At the start of lockdown, I played Kind Words, which creates a small, compassionate space for players to send anonymous words of encouragement and solidarity to one another. It fosters empathy, guiding players to focus on points of connection and to withhold judgement, an approach that I believe enables us to imagine more radically compassionate and communal futures.
I also appreciate the way that Animal Crossing encourages slowness, something that makes me feel less alien in the world as a disabled person, although the game cannot imagine an actual anti-capitalist world, so it has its limits!

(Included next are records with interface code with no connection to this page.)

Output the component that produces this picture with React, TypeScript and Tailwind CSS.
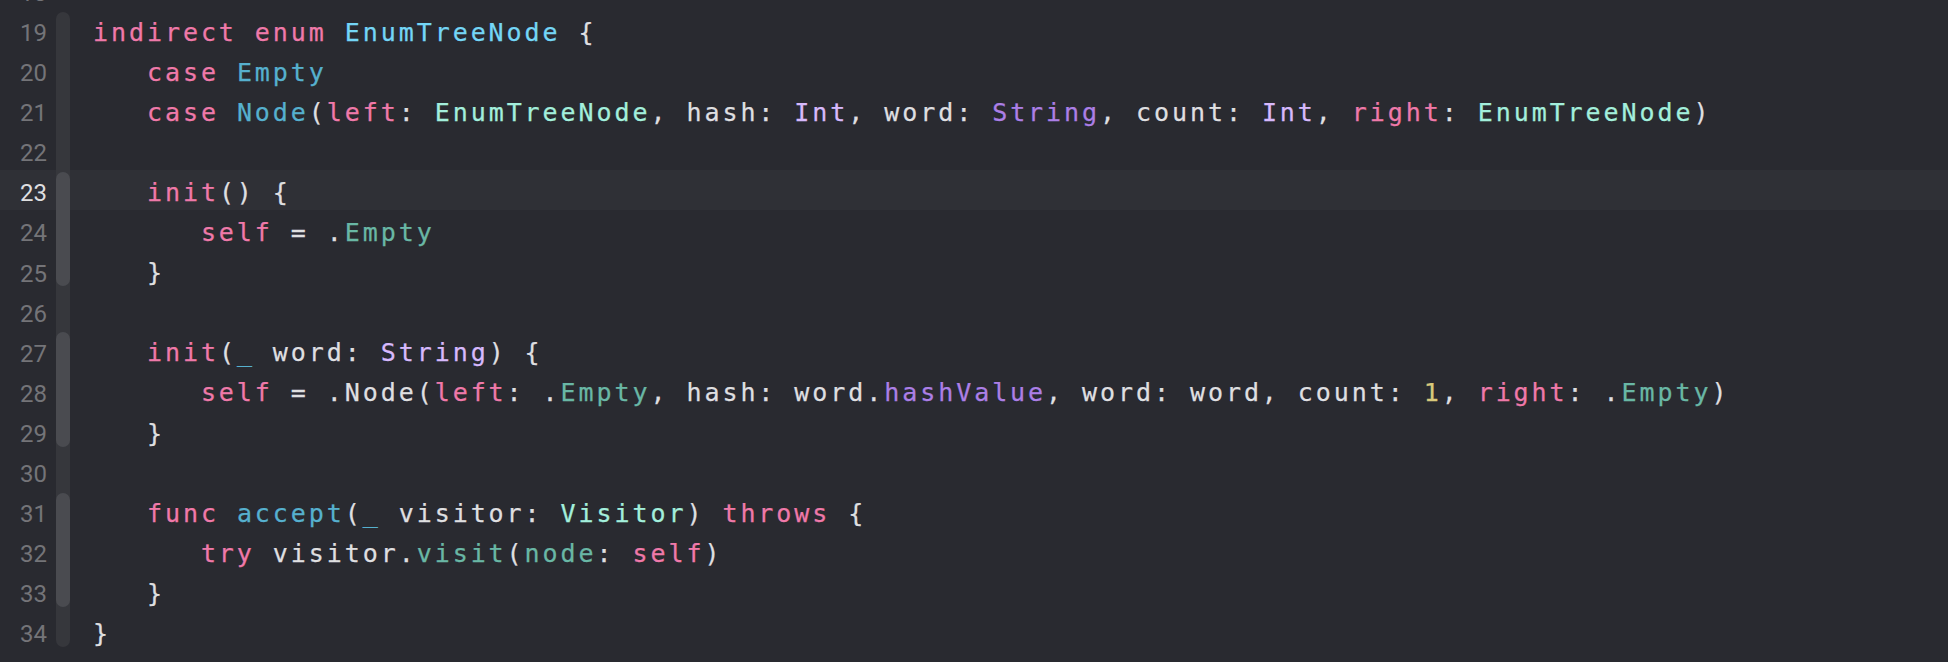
import React from "react";

const PK = "#ef79a9"; // keyword pink
const DC = "#74d6f6"; // type declaration cyan
const BL = "#56b0ce"; // other declaration blue
const MT = "#a3efdc"; // project type mint
const TL = "#69b7a5"; // project member teal
const LV = "#d7b9fc"; // system type lavender
const PU = "#ac7fe6"; // system member purple
const YL = "#d9c97c"; // number
const WH = "#dfdfe0"; // plain

type Tok = [string, string];

const t = (s: string, c: string = WH): Tok => [s, c];

const lines: { n: number; toks: Tok[]; cur?: boolean }[] = [
  { n: 18, toks: [] },
  {
    n: 19,
    toks: [t("indirect", PK), t(" "), t("enum", PK), t(" "), t("EnumTreeNode", DC), t(" {")],
  },
  { n: 20, toks: [t("   "), t("case", PK), t(" "), t("Empty", BL)] },
  {
    n: 21,
    toks: [
      t("   "),
      t("case", PK),
      t(" "),
      t("Node", BL),
      t("("),
      t("left", PK),
      t(": "),
      t("EnumTreeNode", MT),
      t(", hash: "),
      t("Int", LV),
      t(", word: "),
      t("String", PU),
      t(", count: "),
      t("Int", LV),
      t(", "),
      t("right", PK),
      t(": "),
      t("EnumTreeNode", MT),
      t(")"),
    ],
  },
  { n: 22, toks: [] },
  { n: 23, cur: true, toks: [t("   "), t("init", PK), t("() {")] },
  { n: 24, toks: [t("      "), t("self", PK), t(" = ."), t("Empty", TL)] },
  { n: 25, toks: [t("   }")] },
  { n: 26, toks: [] },
  {
    n: 27,
    toks: [t("   "), t("init", PK), t("("), t("_", BL), t(" word: "), t("String", LV), t(") {")],
  },
  {
    n: 28,
    toks: [
      t("      "),
      t("self", PK),
      t(" = .Node("),
      t("left", PK),
      t(": ."),
      t("Empty", TL),
      t(", hash: word."),
      t("hashValue", PU),
      t(", word: word, count: "),
      t("1", YL),
      t(", "),
      t("right", PK),
      t(": ."),
      t("Empty", TL),
      t(")"),
    ],
  },
  { n: 29, toks: [t("   }")] },
  { n: 30, toks: [] },
  {
    n: 31,
    toks: [
      t("   "),
      t("func", PK),
      t(" "),
      t("accept", BL),
      t("("),
      t("_", BL),
      t(" visitor: "),
      t("Visitor", MT),
      t(") "),
      t("throws", PK),
      t(" {"),
    ],
  },
  {
    n: 32,
    toks: [
      t("      "),
      t("try", PK),
      t(" visitor."),
      t("visit", TL),
      t("("),
      t("node", TL),
      t(": "),
      t("self", PK),
      t(")"),
    ],
  },
  { n: 33, toks: [t("   }")] },
  { n: 34, toks: [t("}")] },
  { n: 35, toks: [] },
];

function Ribbon({ n }: { n: number }) {
  if (n < 19 || n > 34) return <div className="w-[14px] h-full" />;
  const outerFirst = n === 19;
  const outerLast = n === 34;
  const pills: [number, number][] = [
    [23, 25],
    [27, 29],
    [31, 33],
  ];
  const pill = pills.find(([a, b]) => n >= a && n <= b);
  return (
    <div className="w-[14px] h-full flex flex-col">
      <div
        className={
          "w-[14px] flex-1 bg-[#36373c] flex flex-col " +
          (outerFirst ? "mt-[2.5px] rounded-t-[7px] " : "") +
          (outerLast ? "mb-[4px] rounded-b-[7px] " : "")
        }
      >
        {pill ? (
          <div
            className={
              "w-[14px] flex-1 bg-[#4a4b50] " +
              (n === pill[0] ? "mt-[2px] rounded-t-[7px] " : "") +
              (n === pill[1] ? "mb-[4px] rounded-b-[7px] " : "")
            }
          />
        ) : null}
      </div>
    </div>
  );
}

export default function App() {
  return (
    <div className="w-[1948px] h-[662px] overflow-hidden bg-[#292a30]">
      <div className="mt-[-30.5px] flex flex-col">
        {lines.map((l) => (
          <div
            key={l.n}
            className={
              "h-[40.1px] flex flex-row items-stretch " + (l.cur ? "bg-[#2f3036]" : "")
            }
          >
            <div
              className={
                "w-[47px] shrink-0 text-right pt-[3.4px] leading-[40.1px] text-[24px] " +
                (l.cur ? "text-[#dfdfe0]" : "text-[#747478]")
              }
              style={{ fontFamily: "Roboto, 'Liberation Sans', sans-serif" }}
            >
              {l.n}
            </div>
            <div className="ml-[9px] shrink-0">
              <Ribbon n={l.n} />
            </div>
            <div
              className="ml-[23px] pt-[3px] leading-[40.1px] text-[25px] tracking-[2.93px] whitespace-pre [-webkit-text-stroke:0.25px]"
              style={{ fontFamily: "'DejaVu Sans Mono', monospace" }}
            >
              {l.toks.map((tk, i) => (
                <span key={i} style={{ color: tk[1] }}>
                  {tk[0]}
                </span>
              ))}
            </div>
          </div>
        ))}
      </div>
    </div>
  );
}
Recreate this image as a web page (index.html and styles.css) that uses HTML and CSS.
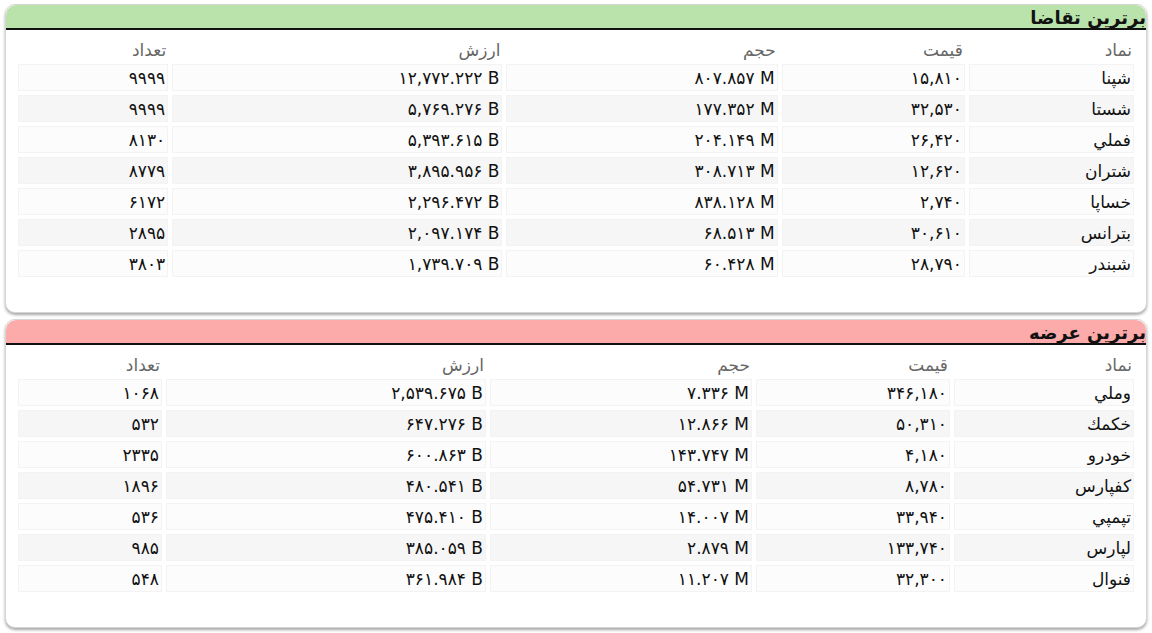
FILE: index.html
```html
<!DOCTYPE html>
<html lang="fa" dir="rtl">
<head>
<meta charset="utf-8">
<link rel="stylesheet" href="styles.css">
</head>
<body>
<section class="card">
  <h2 class="card-title demand">برترین تقاضا</h2>
  <table class="grid grid-demand">
    <colgroup><col class="c1"><col class="c2"><col class="c3"><col class="c4"><col class="c5"></colgroup>
    <thead><tr><th>نماد</th><th>قیمت</th><th>حجم</th><th>ارزش</th><th>تعداد</th></tr></thead>
    <tbody>
      <tr><td>شپنا</td><td>۱۵,۸۱۰</td><td class="num">۸۰۷.۸۵۷ M</td><td class="num">۱۲,۷۷۲.۲۲۲ B</td><td>۹۹۹۹</td></tr>
      <tr><td>شستا</td><td>۳۲,۵۳۰</td><td class="num">۱۷۷.۳۵۲ M</td><td class="num">۵,۷۶۹.۲۷۶ B</td><td>۹۹۹۹</td></tr>
      <tr><td>فملي</td><td>۲۶,۴۲۰</td><td class="num">۲۰۴.۱۴۹ M</td><td class="num">۵,۳۹۳.۶۱۵ B</td><td>۸۱۳۰</td></tr>
      <tr><td>شتران</td><td>۱۲,۶۲۰</td><td class="num">۳۰۸.۷۱۳ M</td><td class="num">۳,۸۹۵.۹۵۶ B</td><td>۸۷۷۹</td></tr>
      <tr><td>خساپا</td><td>۲,۷۴۰</td><td class="num">۸۳۸.۱۲۸ M</td><td class="num">۲,۲۹۶.۴۷۲ B</td><td>۶۱۷۲</td></tr>
      <tr><td>بترانس</td><td>۳۰,۶۱۰</td><td class="num">۶۸.۵۱۳ M</td><td class="num">۲,۰۹۷.۱۷۴ B</td><td>۲۸۹۵</td></tr>
      <tr><td>شبندر</td><td>۲۸,۷۹۰</td><td class="num">۶۰.۴۲۸ M</td><td class="num">۱,۷۳۹.۷۰۹ B</td><td>۳۸۰۳</td></tr>
    </tbody>
  </table>
</section>
<section class="card">
  <h2 class="card-title supply">برترین عرضه</h2>
  <table class="grid grid-supply">
    <colgroup><col class="c1"><col class="c2"><col class="c3"><col class="c4"><col class="c5"></colgroup>
    <thead><tr><th>نماد</th><th>قیمت</th><th>حجم</th><th>ارزش</th><th>تعداد</th></tr></thead>
    <tbody>
      <tr><td>وملي</td><td>۳۴۶,۱۸۰</td><td class="num">۷.۳۳۶ M</td><td class="num">۲,۵۳۹.۶۷۵ B</td><td>۱۰۶۸</td></tr>
      <tr><td>خكمك</td><td>۵۰,۳۱۰</td><td class="num">۱۲.۸۶۶ M</td><td class="num">۶۴۷.۲۷۶ B</td><td>۵۳۲</td></tr>
      <tr><td>خودرو</td><td>۴,۱۸۰</td><td class="num">۱۴۳.۷۴۷ M</td><td class="num">۶۰۰.۸۶۳ B</td><td>۲۳۳۵</td></tr>
      <tr><td>كفپارس</td><td>۸,۷۸۰</td><td class="num">۵۴.۷۳۱ M</td><td class="num">۴۸۰.۵۴۱ B</td><td>۱۸۹۶</td></tr>
      <tr><td>تپمپي</td><td>۳۳,۹۴۰</td><td class="num">۱۴.۰۰۷ M</td><td class="num">۴۷۵.۴۱۰ B</td><td>۵۳۶</td></tr>
      <tr><td>لپارس</td><td>۱۳۳,۷۴۰</td><td class="num">۲.۸۷۹ M</td><td class="num">۳۸۵.۰۵۹ B</td><td>۹۸۵</td></tr>
      <tr><td>فنوال</td><td>۳۲,۳۰۰</td><td class="num">۱۱.۲۰۷ M</td><td class="num">۳۶۱.۹۸۴ B</td><td>۵۴۸</td></tr>
    </tbody>
  </table>
</section>
</body>
</html>
```
FILE: styles.css
```css
html, body {
  margin: 0;
  padding: 0;
  background: #ffffff;
}
body {
  padding: 4px 5px 0 5px;
  font-family: "DejaVu Sans", sans-serif;
  font-size: 17px;
  color: #111;
}
.card {
  background: #fff;
  border: 1px solid #d6d6d6;
  border-radius: 10px;
  box-shadow: 0 2px 3px rgba(0, 0, 0, 0.35);
  margin-bottom: 6px;
  padding-bottom: 31px;
  overflow: hidden;
}
.card-title {
  margin: 0;
  height: 23px;
  line-height: 25px;
  font-size: 18px;
  font-weight: bold;
  text-align: right;
  border-bottom: 2px solid #111;
  color: #111;
  border-radius: 10px 10px 0 0;
}
.demand { background: #b9e3ab; }
.supply { background: #fdaaaa; }
.grid {
  border-spacing: 4px;
  margin: 6px 8px 0 8px;
  width: calc(100% - 16px);
  table-layout: fixed;
}
.grid th {
  font-weight: normal;
  color: #666;
  text-align: right;
  padding: 0 2px;
  height: 20px;
}
.grid td {
  text-align: right;
  padding: 0 2px;
  height: 25px;
  background: #fcfcfc;
  border: 1px solid #f3f3f3;
}
.grid tbody tr:nth-child(even) td {
  background: #f6f6f6;
}
.grid td.num {
  direction: ltr;
}
.grid-demand .c1 { width: 165px; }
.grid-demand .c2 { width: 183px; }
.grid-demand .c3 { width: 271px; }
.grid-demand .c4 { width: 330px; }
.grid-demand .c5 { width: 150px; }
.grid-supply .c1 { width: 180px; }
.grid-supply .c2 { width: 194px; }
.grid-supply .c3 { width: 262px; }
.grid-supply .c4 { width: 320px; }
.grid-supply .c5 { width: 144px; }
```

Elvie Mae Parian: Animal Crossing has given many people a glimpse of a near-utopia-like world as a source of escape in this otherwise volatile time period, where nothing feels safe outside of the bounds of the Switch’s screen. In many ways, people are living their rhetorical futures through it in the present sense. I think the discourse around an otherwise peaceful game exists because the gaming community has been conditioned towards certain dynamics as to what “goals” and achievements are in games. It’s challenging to suddenly have a game telling you there are no high-pressure stakes or deadlines while confining you in a very slow-paced system that makes you do tasks that can only progress day-by-day in real time. It’s not surprising there’s controversy over how to “properly” play a game that is telling you to imagine, for once, a system that is not pressuring you to work to survive.
I think the discourse around an otherwise peaceful game exists because the gaming community has been conditioned towards certain dynamics as to what “goals” and achievements are in games.
The Pokémon franchise also presents a world where real dangers exist and can be tackled somehow through the kinship of magical creatures. Nature seems to always take over for humanity’s errors as the two worlds coexist in perfect harmony that benefits both the human ecosystem and the Pokémon themselves. It’s interesting how pollution is easily remedied by… well… transforming into more Pokémon. But with every new game, the mythology of the world gets more and more muddled as to how such a world got to this status point and continues to function on a sustainable level. The problem lies in that it doesn’t really offer resolutions as to whether or not this idealized vision of a harmonized world is attainable.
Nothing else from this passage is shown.